Hi,
Dag Sverre Seljebotn wrote:
> Still I think I disagree about this though:
>
> ==
> Also, I really like the fact that "test" is a plain byte string in Cython that
> can directly be converted to a C char*, depending on its use. This shouldn't
> change, even if Py3 dictates that this literal becomes a Unicode string.
including PEP 263 input conversion, obviously.
> ==
>
> Because in my mind this change in Python 3 changes what I consider a
> real deficiency in Python 2, which is that the source input encoding
> matter.
Well, it does matter in both Py2 and Py3. See PEP 263.

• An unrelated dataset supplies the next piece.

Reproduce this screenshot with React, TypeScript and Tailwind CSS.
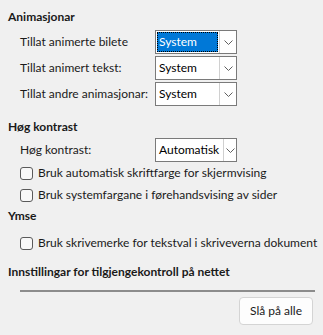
import React from 'react';

function Combo({ value, focused = false, narrowButton = false }: { value: string; focused?: boolean; narrowButton?: boolean }) {
  return (
    <div className="flex h-[24px] w-[82px] border border-[#7a7a7a] bg-white">
      <div className="min-w-0 flex-1 p-px">
        <div
          className={
            focused
              ? 'flex h-full items-center overflow-hidden whitespace-nowrap border border-dotted border-black bg-[#0078d7] pl-px text-white'
              : 'flex h-full items-center overflow-hidden whitespace-nowrap pl-[2px] text-black'
          }
        >
          {value}
        </div>
      </div>
      <div className={`flex ${narrowButton ? 'w-[13px]' : 'w-[17px]'} shrink-0 items-center justify-center border-l border-[#d0d0d0]`}>
        <svg width="9" height="5" viewBox="0 0 9 5" fill="none">
          <path d="M0.5 0.5 L4.5 4.5 L8.5 0.5" stroke="#606060" strokeWidth="1" />
        </svg>
      </div>
    </div>
  );
}

function Row({ label, children }: { label: string; children: React.ReactNode }) {
  return (
    <div className="flex items-center pl-[20px]">
      <div className="w-[135px] whitespace-nowrap">{label}</div>
      {children}
    </div>
  );
}

function Check({ label }: { label: string }) {
  return (
    <div className="flex h-[22px] items-center whitespace-nowrap pl-[20px]">
      <div className="h-[13px] w-[13px] shrink-0 rounded-[3px] border border-[#5a5a5a] bg-[#f8f8f8]" />
      <span className="ml-[5px]">{label}</span>
    </div>
  );
}

function Heading({ children }: { children: React.ReactNode }) {
  return <div className="flex h-[20px] items-center whitespace-nowrap pl-[8px] font-bold">{children}</div>;
}

export default function App() {
  return (
    <div
      className="flex h-[335px] w-[323px] flex-col overflow-hidden bg-[#f0f0f0] pt-[7px] text-[12px] text-[#1a1a1a]"
      style={{ fontFamily: 'Lato, "Open Sans", sans-serif' }}
    >
      <Heading>Animasjonar</Heading>
      <div className="mt-[3px] flex flex-col gap-[2px]">
        <Row label="Tillat animerte bilete">
          <Combo value="System" focused />
        </Row>
        <Row label="Tillat animert tekst:">
          <Combo value="System" />
        </Row>
        <Row label="Tillat andre animasjonar:">
          <Combo value="System" />
        </Row>
      </div>

      <div className="mt-[11px]">
        <Heading>Høg kontrast</Heading>
      </div>
      <div className="mt-[1px]">
        <Row label="Høg kontrast:">
          <Combo value="Automatisk" narrowButton />
        </Row>
      </div>
      <Check label="Bruk automatisk skriftfarge for skjermvising" />
      <Check label="Bruk systemfargane i førehandsvising av sider" />

      <Heading>Ymse</Heading>
      <div className="mt-[6px]">
        <Check label="Bruk skrivemerke for tekstval i skriveverna dokument" />
      </div>

      <div className="mt-[8px]">
        <Heading>Innstillingar for tilgjengekontroll på nettet</Heading>
      </div>
      <div className="ml-[20px] mr-[8px] mt-[8px] h-[2px] shrink-0 bg-[#8c8c8c]" />
      <div className="mt-[5px] flex justify-end pr-[10px]">
        <button className="h-[28px] w-[74px] rounded-[4px] border border-[#d4d4d4] bg-[#fdfdfd] text-[12px] text-[#1a1a1a]">
          Slå på alle
        </button>
      </div>
    </div>
  );
}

> Most recent C libraries will happily pass through char* buffers in the
> current runtime encoding as strings, and if one is crazy enough to write
> Python code like:
>
> # note: Python 3 code against libc in Cython
> handle = libc.stdlib.fopen("Fødselsår.txt", "r")
This is an entirely independent matter as it depends on the *file system
encoding*, not the locale. I hope you do not want Cython to do this kind of
magic for you.
> ...then having automatic, runtime platform default dependant conversion
> to char* will make this work on different systems.
I would prefer the phrasing: "break" on different systems, in different ways.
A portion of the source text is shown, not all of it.